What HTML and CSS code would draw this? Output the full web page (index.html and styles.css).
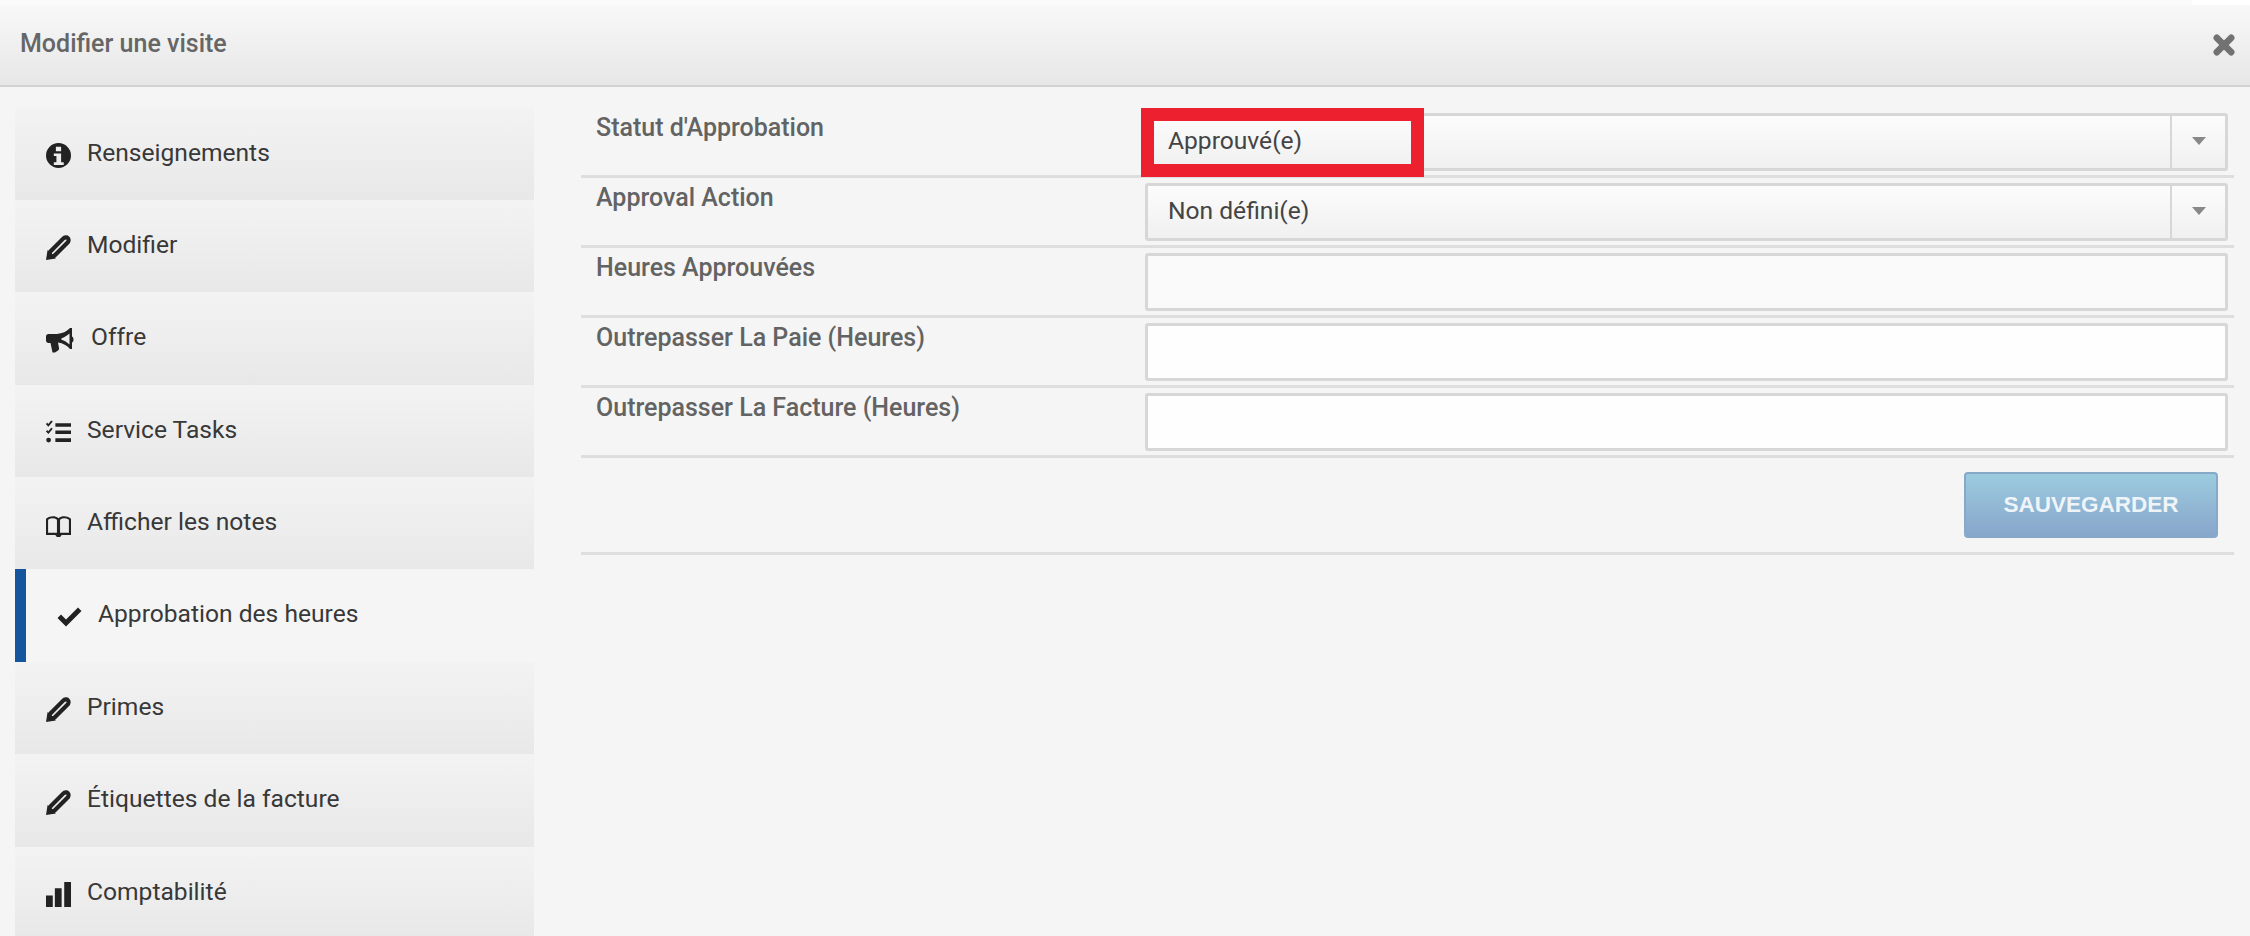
FILE: index.html
```html
<!DOCTYPE html>
<html lang="fr">
<head>
<meta charset="utf-8">
<title>Modifier une visite</title>
<link rel="stylesheet" href="styles.css">
</head>
<body>
<div class="modal">
  <div class="top-strip"><span class="top-gap"></span></div>
  <header class="modal-head">
    <h1 class="modal-title">Modifier une visite</h1>
    <svg class="close" viewBox="0 0 20 20"><path d="M4 4 16 16M16 4 4 16"/></svg>
  </header>
  <div class="modal-body">
    <nav class="side">
      <a class="item"><svg class="ic" viewBox="0 0 24 24"><path fill-rule="evenodd" d="M12 0a12 12 0 1 0 0 24 12 12 0 0 0 0-24ZM9.500 3.500h5v4.500h-5ZM7.500 10h7v8.500H17V21H7.500v-2.500h2.500v-6H7.500Z"/></svg><span>Renseignements</span></a>
      <a class="item"><svg class="ic pen" viewBox="0 0 24 24"><path class="pen-line" d="M3 21 4 16 16.500 3.500C18 2 20 2 21 3 22 4 22 6 20.500 7.500L8 20Z"/><path d="M0 24 1.500 14.500 9.500 22.500Z"/></svg><span>Modifier</span></a>
      <a class="item item-offer"><svg class="ic ic-wide" viewBox="0 0 28 25"><path fill-rule="evenodd" d="M24 0h2v8.500c1 .500 1.500 1.500 1.500 3s-.5 2.500-1.500 3V21h-2c-3-3.500-7-6-12-6.500L13 20c.3 1.200-.2 2-1 2.500L9 24.500H6.500L4.500 15H2.500C1 15 0 14 0 12.500v-4C0 7 1 6 2.500 6H11c5-.5 10-2.500 13-6ZM23.500 5.500c-2.500 2.200-5 3.800-8 4.700v1.500c3 .9 5.500 2.500 8 4.700Z"/></svg><span>Offre</span></a>
      <a class="item"><svg class="ic" viewBox="0 0 24 24"><path d="M9 3h15v3.500H9ZM9 10h15v3.500H9ZM9 17.500h15V21H9ZM1 2.500l1.200 1.300L5 .5 6.500 1.500 2.300 6.500 0 4ZM1 9.500l1.200 1.300L5 7.500 6.500 8.500 2.300 13.500 0 11ZM2.500 17a2.300 2.300 0 1 1 0 4.600 2.300 2.300 0 0 1 0-4.600Z"/></svg><span>Service Tasks</span></a>
      <a class="item"><svg class="ic" viewBox="0 0 24 24"><path fill-rule="evenodd" d="M0 21V5.500C4.500 2.500 8.500 2.500 12 5c3.500-2.500 7.500-2.500 12 .5V21h-9c-.5.800-1 1.500-1.500 2h-3c-.5-.5-1-1.200-1.500-2ZM2 19h8.500V6.500C8 4.700 5 4.700 2 6.500ZM13.500 6.500V19H22V6.500c-3-1.800-6-1.800-8.500 0Z"/></svg><span>Afficher les notes</span></a>
      <a class="item active"><svg class="ic" viewBox="0 0 24 20"><path d="M8.500 19.500 0 11l3.500-3.500 5 5L20.500 .5 24 4Z"/></svg><span>Approbation des heures</span></a>
      <a class="item"><svg class="ic pen" viewBox="0 0 24 24"><path class="pen-line" d="M3 21 4 16 16.500 3.500C18 2 20 2 21 3 22 4 22 6 20.500 7.500L8 20Z"/><path d="M0 24 1.500 14.500 9.500 22.500Z"/></svg><span>Primes</span></a>
      <a class="item"><svg class="ic pen" viewBox="0 0 24 24"><path class="pen-line" d="M3 21 4 16 16.500 3.500C18 2 20 2 21 3 22 4 22 6 20.500 7.500L8 20Z"/><path d="M0 24 1.500 14.500 9.500 22.500Z"/></svg><span>Étiquettes de la facture</span></a>
      <a class="item"><svg class="ic" viewBox="0 0 24 24"><path d="M0 13h6.500v11H0ZM8.500 6H15v18H8.500ZM17.500 0H24v24h-6.500Z"/></svg><span>Comptabilité</span></a>
    </nav>
    <main class="form">
      <div class="row">
        <label class="lbl">Statut d'Approbation</label>
        <div class="select"><span class="val">Approuvé(e)</span><span class="arrow"><i class="caret"></i></span><span class="mark"></span></div>
      </div>
      <div class="row">
        <label class="lbl">Approval Action</label>
        <div class="select"><span class="val">Non défini(e)</span><span class="arrow"><i class="caret"></i></span></div>
      </div>
      <div class="row">
        <label class="lbl">Heures Approuvées</label>
        <div class="input soft"></div>
      </div>
      <div class="row">
        <label class="lbl">Outrepasser La Paie (Heures)</label>
        <div class="input"></div>
      </div>
      <div class="row">
        <label class="lbl">Outrepasser La Facture (Heures)</label>
        <div class="input"></div>
      </div>
      <div class="actions"><button class="save">SAUVEGARDER</button></div>
    </main>
  </div>
</div>
</body>
</html>
```
FILE: styles.css
```css
* { box-sizing: border-box; }
html, body { margin: 0; height: 100%; }
body {
  width: 2250px;
  height: 936px;
  overflow: hidden;
  background: #f5f5f5;
  font-family: Roboto, "Liberation Sans", sans-serif;
  color: #333;
}
.modal { display: flex; flex-direction: column; height: 936px; }
.top-strip { height: 5px; display: flex; justify-content: flex-end; background: #fafafa; }
.top-gap { width: 58px; background: #fff; }
.modal-head {
  height: 82px;
  padding: 0 16px 0 20px;
  display: flex;
  align-items: center;
  justify-content: space-between;
  background: linear-gradient(#f8f8f8, #e7e7e7);
  border-bottom: 2px solid #d2d2d2;
}
.modal-title { margin: 0 0 3px; font-size: 25px; font-weight: 500; color: #666; }
.close { width: 24px; height: 24px; fill: none; stroke: #727272; stroke-width: 5.500; stroke-linecap: round; margin: 0 -2px 0 0; }
.modal-body { display: flex; padding-top: 20.400px; height: 849px; overflow: hidden; }
.side { width: 519px; margin-left: 15px; flex: none; }
.item {
  height: 92.400px;
  display: flex;
  align-items: center;
  padding: 0 0 3px 31px;
  gap: 16px;
  font-size: 24.600px;
  color: #383838;
  background: linear-gradient(#f3f3f3, #e8e8e8);
}
.item-offer { gap: 17px; }
.item .ic { width: 25px; height: 25px; fill: #222; flex: none; margin-top: 7px; }
.item .ic-wide { width: 28px; }
.pen-line { fill: none; stroke: #222; stroke-width: 4; stroke-linejoin: round; }
.active {
  background: #f5f5f5;
  border-left: 11px solid #14559e;
  padding: 0 0 4px 31px;
}
.active .ic { height: 20px; margin-top: 6px; }
.form { width: 1653px; margin: .600px 0 0 47px; flex: none; }
.row {
  height: 70px;
  display: flex;
  padding: 5px 0 0 15px;
  border-bottom: 3px solid #dedede;
}
.lbl { width: 549px; flex: none; font-size: 25px; font-weight: 500; color: #636363; }
.select, .input {
  position: relative;
  width: 1083px;
  height: 58px;
  flex: none;
  border: 3px solid #d7d7d7;
  border-radius: 3px;
}
.select { display: flex; align-items: center; justify-content: space-between; background: linear-gradient(#fcfcfc, #f0f0f0); }
.input { background: #fefefe; }
.input.soft { background: #fafafa; }
.val { padding: 0 0 2px 20px; font-size: 24.600px; color: #444; }
.arrow { width: 55px; height: 100%; display: flex; align-items: center; justify-content: center; border-left: 2px solid #d7d7d7; }
.caret { width: 0; height: 0; border: 7px solid transparent; border-top: 8px solid #888; border-bottom: 0; margin-top: -2px; }
.mark {
  position: absolute;
  left: -7px;
  top: -8px;
  width: 283px;
  height: 69px;
  border: 13.500px solid #ed2030;
}
.actions { display: flex; justify-content: flex-end; padding: 14px 16px 0 0; border-bottom: 3px solid #dedede; height: 97px; }
.save {
  width: 254px;
  height: 66px;
  border: 2px solid #86a9ca;
  border-radius: 4px;
  background: linear-gradient(#9ccbdf, #87a6cb);
  color: #eef4f8;
  font-family: "Liberation Sans", Arial, sans-serif;
  font-size: 22.500px;
  font-weight: 700;
}
```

++++

- Problem to solve -
State how many lines of the listing include the word "styles". Reply with the number alone.

- Written solution -
3